Data supplied:
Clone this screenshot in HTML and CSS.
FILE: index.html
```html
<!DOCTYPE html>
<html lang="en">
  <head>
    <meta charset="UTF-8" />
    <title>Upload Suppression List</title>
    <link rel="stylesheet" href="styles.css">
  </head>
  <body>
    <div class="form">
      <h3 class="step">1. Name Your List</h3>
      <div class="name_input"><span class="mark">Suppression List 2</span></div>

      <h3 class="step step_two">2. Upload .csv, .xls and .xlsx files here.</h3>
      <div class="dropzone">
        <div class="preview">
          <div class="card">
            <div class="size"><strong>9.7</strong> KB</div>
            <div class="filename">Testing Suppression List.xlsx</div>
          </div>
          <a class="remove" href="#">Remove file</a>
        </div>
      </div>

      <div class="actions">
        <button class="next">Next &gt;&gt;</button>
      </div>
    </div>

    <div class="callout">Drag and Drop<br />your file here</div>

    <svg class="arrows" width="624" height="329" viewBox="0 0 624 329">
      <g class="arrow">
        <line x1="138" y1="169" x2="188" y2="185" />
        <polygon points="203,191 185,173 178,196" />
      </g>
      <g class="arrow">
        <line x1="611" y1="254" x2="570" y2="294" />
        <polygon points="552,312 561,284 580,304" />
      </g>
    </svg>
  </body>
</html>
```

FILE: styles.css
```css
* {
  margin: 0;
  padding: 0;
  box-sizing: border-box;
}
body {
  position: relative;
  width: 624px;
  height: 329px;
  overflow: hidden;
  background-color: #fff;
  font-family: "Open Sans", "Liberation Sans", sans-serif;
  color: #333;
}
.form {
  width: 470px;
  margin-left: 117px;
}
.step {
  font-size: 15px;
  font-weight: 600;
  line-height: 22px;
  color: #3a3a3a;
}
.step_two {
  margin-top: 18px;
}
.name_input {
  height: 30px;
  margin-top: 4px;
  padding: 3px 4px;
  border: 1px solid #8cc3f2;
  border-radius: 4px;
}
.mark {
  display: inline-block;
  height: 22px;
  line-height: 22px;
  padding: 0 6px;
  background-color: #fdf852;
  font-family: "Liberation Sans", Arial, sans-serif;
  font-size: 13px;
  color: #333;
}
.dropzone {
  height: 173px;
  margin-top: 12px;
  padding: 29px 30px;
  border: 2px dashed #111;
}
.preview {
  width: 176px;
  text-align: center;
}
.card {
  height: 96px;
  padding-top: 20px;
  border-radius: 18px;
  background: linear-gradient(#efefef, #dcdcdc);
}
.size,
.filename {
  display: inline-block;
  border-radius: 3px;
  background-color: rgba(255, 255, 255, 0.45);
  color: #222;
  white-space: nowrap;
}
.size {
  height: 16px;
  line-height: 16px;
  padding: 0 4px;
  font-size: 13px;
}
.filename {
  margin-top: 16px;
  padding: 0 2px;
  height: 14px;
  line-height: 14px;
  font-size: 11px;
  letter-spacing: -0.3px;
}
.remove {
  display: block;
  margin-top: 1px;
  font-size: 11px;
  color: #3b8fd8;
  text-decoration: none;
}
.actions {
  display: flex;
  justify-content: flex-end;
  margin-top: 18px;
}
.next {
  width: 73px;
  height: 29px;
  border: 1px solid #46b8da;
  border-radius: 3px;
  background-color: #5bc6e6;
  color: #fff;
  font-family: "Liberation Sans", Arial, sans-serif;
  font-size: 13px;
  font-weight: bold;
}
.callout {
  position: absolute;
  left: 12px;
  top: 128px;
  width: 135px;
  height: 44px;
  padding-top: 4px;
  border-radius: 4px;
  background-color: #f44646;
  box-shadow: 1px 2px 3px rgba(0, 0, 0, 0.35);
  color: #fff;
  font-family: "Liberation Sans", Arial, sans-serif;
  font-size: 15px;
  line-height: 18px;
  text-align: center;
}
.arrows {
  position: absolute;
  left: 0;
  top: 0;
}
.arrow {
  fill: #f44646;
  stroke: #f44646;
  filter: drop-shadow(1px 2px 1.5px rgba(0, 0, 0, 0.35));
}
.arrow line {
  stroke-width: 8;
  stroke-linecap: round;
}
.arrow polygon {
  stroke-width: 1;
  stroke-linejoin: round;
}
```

---

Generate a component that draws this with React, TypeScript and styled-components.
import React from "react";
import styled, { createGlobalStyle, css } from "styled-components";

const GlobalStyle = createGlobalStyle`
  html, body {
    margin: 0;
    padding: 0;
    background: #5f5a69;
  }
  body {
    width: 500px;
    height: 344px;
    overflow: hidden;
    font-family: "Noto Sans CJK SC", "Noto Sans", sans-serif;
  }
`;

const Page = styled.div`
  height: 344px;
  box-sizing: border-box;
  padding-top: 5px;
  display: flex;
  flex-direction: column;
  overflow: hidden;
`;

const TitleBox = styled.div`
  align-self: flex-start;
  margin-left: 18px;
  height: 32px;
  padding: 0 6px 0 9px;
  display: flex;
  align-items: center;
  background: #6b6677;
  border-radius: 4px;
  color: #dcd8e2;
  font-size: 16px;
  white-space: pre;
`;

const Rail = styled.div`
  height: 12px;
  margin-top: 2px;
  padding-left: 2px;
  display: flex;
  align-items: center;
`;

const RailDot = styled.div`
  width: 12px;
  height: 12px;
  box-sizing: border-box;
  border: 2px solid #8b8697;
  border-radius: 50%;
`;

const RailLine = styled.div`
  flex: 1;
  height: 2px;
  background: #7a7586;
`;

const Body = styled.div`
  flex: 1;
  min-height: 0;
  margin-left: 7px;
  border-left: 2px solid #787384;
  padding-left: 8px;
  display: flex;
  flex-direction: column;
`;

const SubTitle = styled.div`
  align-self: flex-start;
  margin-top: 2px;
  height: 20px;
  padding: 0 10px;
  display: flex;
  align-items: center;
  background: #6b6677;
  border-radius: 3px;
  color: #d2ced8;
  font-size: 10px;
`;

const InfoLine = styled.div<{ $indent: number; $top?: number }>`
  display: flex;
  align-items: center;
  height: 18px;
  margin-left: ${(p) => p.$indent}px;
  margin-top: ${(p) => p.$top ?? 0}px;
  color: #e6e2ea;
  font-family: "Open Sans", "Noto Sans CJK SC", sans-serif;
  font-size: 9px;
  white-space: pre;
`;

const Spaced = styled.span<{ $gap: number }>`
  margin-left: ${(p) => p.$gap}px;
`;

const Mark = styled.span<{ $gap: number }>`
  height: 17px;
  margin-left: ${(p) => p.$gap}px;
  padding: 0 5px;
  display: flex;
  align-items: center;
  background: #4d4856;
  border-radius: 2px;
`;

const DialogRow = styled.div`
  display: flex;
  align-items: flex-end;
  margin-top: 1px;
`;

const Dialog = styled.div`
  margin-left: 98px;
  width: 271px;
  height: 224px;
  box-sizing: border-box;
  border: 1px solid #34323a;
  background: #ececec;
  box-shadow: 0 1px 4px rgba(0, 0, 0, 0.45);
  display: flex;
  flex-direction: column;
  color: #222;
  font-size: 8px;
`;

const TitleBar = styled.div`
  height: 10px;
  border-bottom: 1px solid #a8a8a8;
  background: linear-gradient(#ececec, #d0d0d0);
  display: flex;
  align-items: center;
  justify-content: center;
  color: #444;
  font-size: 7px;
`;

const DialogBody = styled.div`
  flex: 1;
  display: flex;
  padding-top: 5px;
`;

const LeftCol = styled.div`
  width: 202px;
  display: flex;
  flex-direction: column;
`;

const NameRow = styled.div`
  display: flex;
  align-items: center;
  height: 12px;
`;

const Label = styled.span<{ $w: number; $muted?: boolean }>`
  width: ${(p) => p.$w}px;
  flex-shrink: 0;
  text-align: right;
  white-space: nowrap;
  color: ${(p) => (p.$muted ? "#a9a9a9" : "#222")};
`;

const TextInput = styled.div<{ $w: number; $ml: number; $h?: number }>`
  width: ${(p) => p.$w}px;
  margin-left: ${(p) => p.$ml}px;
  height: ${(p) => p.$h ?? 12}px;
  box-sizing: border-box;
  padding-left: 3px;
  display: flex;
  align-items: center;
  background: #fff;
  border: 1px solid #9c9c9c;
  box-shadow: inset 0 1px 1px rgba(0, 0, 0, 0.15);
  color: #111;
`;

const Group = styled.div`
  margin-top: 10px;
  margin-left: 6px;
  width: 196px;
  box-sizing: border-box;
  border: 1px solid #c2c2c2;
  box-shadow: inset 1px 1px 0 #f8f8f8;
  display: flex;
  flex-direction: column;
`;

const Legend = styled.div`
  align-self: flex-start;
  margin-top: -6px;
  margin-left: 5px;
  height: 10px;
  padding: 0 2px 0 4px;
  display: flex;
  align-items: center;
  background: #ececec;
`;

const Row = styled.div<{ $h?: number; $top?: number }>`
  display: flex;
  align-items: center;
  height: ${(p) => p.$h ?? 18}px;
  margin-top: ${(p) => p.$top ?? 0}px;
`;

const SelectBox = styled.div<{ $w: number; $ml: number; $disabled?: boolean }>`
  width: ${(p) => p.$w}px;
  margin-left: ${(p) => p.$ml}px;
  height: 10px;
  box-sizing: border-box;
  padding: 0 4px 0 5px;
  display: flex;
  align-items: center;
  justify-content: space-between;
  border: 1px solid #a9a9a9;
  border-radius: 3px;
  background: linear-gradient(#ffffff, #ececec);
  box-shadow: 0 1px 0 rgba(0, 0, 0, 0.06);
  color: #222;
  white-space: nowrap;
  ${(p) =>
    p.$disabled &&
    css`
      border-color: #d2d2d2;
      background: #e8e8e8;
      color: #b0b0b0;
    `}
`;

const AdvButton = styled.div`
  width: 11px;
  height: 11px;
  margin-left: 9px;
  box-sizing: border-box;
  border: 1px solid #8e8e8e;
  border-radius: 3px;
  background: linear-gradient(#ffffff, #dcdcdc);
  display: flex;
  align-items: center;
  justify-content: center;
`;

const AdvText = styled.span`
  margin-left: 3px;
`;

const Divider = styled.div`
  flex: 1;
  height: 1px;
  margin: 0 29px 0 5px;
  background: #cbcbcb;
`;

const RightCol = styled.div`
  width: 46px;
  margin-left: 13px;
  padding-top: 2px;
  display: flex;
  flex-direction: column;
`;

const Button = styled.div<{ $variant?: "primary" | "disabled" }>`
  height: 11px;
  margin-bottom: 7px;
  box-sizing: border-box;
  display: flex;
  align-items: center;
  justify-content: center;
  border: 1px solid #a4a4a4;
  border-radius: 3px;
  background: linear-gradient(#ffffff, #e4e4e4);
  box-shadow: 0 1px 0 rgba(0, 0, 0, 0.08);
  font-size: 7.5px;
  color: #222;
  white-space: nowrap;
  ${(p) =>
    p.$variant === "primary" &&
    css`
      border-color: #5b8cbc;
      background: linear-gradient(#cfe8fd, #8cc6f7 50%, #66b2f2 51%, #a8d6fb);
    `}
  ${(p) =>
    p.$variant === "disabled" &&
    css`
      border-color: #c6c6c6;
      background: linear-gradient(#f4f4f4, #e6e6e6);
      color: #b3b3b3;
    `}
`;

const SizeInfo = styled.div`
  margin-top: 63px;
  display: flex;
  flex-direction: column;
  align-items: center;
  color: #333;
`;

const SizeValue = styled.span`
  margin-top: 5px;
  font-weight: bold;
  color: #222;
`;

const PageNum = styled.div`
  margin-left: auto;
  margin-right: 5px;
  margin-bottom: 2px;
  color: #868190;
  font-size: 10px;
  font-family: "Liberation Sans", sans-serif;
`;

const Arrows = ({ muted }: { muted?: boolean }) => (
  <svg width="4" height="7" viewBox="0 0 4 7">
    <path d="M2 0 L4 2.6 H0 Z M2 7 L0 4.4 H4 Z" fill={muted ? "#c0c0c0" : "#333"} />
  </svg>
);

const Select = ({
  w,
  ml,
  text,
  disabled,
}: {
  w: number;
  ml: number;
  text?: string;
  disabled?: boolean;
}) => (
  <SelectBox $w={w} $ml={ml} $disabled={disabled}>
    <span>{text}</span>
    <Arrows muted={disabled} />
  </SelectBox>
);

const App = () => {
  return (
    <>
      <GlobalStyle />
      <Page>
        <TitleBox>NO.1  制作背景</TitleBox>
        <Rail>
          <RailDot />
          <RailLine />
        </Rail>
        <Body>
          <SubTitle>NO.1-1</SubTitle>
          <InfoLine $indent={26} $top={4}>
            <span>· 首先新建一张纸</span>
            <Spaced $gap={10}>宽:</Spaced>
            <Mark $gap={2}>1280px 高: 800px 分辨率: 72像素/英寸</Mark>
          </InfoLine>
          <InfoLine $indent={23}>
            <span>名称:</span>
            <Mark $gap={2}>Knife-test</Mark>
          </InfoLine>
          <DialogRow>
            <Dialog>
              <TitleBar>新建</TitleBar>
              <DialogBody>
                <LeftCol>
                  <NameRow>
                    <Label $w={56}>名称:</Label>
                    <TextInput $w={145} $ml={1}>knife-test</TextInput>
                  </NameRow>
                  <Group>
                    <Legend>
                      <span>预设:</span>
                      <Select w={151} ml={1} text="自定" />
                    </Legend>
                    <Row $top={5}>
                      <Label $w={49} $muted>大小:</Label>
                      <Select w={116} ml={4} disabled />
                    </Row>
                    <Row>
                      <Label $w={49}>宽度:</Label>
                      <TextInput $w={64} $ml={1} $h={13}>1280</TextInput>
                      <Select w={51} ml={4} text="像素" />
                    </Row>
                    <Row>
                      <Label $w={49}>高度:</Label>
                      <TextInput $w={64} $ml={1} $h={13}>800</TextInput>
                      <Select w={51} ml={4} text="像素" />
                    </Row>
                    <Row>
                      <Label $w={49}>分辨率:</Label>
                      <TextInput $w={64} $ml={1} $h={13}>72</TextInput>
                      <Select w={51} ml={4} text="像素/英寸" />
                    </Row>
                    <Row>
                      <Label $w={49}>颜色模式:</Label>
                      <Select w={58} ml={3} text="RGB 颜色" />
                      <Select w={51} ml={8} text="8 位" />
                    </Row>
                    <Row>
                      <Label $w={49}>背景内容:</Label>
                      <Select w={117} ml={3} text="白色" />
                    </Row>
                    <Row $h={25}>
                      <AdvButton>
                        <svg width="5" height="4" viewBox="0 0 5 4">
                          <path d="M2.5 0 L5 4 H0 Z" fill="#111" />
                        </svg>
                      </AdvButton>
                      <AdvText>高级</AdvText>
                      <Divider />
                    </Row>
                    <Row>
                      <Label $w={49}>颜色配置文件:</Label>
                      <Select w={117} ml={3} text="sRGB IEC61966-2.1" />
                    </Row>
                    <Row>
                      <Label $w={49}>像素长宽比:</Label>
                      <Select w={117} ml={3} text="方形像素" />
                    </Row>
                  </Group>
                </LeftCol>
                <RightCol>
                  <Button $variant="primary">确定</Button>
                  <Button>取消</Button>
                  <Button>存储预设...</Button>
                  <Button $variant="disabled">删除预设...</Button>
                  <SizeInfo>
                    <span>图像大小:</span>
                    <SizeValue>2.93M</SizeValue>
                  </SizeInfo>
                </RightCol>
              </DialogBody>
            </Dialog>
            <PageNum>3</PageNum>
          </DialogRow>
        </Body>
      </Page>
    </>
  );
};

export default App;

---

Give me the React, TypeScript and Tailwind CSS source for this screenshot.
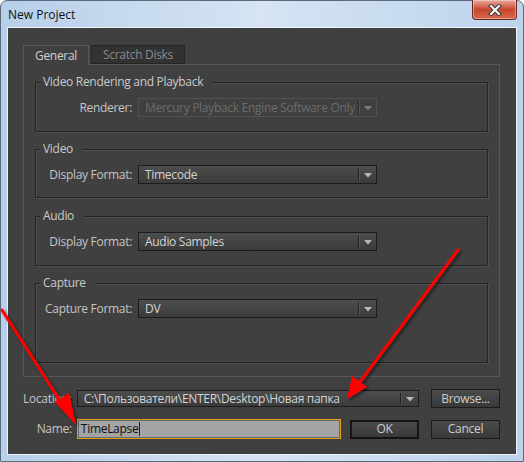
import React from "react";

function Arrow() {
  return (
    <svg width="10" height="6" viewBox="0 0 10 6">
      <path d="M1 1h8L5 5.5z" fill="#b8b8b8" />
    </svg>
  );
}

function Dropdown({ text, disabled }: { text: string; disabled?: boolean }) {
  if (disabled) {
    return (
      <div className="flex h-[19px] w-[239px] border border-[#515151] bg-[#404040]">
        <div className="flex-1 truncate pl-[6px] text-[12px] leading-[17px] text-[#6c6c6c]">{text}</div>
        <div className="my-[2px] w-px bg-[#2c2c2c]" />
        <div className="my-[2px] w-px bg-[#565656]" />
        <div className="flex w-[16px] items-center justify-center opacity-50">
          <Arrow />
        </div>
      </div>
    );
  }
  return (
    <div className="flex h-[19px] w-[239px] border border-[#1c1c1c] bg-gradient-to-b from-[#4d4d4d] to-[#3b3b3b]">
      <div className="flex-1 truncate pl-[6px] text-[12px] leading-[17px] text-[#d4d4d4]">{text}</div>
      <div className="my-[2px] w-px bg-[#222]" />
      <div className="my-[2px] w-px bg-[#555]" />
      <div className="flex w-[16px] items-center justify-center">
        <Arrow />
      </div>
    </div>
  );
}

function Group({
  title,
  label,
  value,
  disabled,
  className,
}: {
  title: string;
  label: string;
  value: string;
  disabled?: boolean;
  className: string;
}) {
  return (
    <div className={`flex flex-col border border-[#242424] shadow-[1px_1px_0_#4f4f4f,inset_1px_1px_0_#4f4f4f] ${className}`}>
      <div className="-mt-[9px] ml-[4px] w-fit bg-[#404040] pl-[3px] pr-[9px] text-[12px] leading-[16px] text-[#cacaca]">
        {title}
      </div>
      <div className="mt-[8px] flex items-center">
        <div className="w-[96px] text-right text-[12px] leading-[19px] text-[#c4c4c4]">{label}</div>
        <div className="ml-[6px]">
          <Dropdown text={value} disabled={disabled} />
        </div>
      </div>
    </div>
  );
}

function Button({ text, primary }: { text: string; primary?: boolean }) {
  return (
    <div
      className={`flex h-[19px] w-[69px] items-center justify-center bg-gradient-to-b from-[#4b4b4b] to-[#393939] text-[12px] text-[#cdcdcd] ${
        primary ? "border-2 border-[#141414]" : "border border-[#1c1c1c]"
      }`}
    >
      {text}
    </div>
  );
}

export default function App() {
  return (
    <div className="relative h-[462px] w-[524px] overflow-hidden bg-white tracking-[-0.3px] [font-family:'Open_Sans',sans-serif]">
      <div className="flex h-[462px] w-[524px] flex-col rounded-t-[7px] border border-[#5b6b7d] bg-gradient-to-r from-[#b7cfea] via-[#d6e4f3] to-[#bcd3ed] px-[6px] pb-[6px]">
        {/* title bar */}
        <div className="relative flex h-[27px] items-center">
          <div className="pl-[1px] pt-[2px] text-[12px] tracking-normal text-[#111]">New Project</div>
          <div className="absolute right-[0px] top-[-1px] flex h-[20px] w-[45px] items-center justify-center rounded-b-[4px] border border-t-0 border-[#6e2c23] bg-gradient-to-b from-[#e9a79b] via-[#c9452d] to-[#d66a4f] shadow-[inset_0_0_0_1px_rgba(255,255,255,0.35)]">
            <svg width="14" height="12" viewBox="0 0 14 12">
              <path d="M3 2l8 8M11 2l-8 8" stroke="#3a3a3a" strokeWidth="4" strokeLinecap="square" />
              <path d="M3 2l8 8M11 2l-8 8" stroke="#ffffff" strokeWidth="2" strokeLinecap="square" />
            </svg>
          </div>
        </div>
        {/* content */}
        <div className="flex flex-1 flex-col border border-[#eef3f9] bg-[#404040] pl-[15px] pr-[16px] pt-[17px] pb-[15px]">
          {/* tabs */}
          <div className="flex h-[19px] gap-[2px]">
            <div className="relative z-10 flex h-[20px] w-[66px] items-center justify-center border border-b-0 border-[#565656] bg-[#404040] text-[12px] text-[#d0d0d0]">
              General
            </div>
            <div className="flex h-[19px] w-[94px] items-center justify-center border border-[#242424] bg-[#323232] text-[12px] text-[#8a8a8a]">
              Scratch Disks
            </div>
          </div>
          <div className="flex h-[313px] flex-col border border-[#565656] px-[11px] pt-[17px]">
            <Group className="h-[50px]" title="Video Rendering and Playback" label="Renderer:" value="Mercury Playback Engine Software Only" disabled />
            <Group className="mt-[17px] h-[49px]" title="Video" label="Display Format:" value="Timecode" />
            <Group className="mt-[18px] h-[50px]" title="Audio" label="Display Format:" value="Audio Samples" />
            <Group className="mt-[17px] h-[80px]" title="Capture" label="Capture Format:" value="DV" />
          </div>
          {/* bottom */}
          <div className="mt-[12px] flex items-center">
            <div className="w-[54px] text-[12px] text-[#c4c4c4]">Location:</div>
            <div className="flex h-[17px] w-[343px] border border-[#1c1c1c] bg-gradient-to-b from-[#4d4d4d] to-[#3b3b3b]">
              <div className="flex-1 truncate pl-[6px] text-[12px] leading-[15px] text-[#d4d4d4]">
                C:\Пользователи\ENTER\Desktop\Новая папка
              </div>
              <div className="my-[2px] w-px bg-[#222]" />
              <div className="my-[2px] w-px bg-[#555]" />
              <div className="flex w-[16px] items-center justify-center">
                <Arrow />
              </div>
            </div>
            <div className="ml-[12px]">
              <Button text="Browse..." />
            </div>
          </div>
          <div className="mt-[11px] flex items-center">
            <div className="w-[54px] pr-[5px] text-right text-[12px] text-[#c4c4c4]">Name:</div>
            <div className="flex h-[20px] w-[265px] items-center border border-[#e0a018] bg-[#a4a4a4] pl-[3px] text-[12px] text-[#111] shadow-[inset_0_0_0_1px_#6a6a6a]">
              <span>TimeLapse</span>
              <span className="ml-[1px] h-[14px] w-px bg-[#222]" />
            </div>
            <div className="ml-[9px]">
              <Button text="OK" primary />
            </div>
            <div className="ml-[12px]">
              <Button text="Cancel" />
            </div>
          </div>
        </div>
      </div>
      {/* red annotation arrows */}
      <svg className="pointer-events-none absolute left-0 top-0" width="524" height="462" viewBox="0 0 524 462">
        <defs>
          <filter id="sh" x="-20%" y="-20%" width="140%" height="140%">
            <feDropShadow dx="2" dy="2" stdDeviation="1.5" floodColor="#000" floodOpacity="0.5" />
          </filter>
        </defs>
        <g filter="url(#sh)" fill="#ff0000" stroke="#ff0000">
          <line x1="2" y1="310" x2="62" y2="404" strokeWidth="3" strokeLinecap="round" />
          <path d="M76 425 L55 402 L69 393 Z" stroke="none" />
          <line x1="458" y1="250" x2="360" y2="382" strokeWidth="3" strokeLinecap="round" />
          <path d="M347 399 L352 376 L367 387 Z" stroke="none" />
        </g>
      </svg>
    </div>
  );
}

Requirement: Copy, from the material above, each line in which the string "screenshot" occurs.

Answer:
Clone this screenshot in HTML and CSS.
Give me the React, TypeScript and Tailwind CSS source for this screenshot.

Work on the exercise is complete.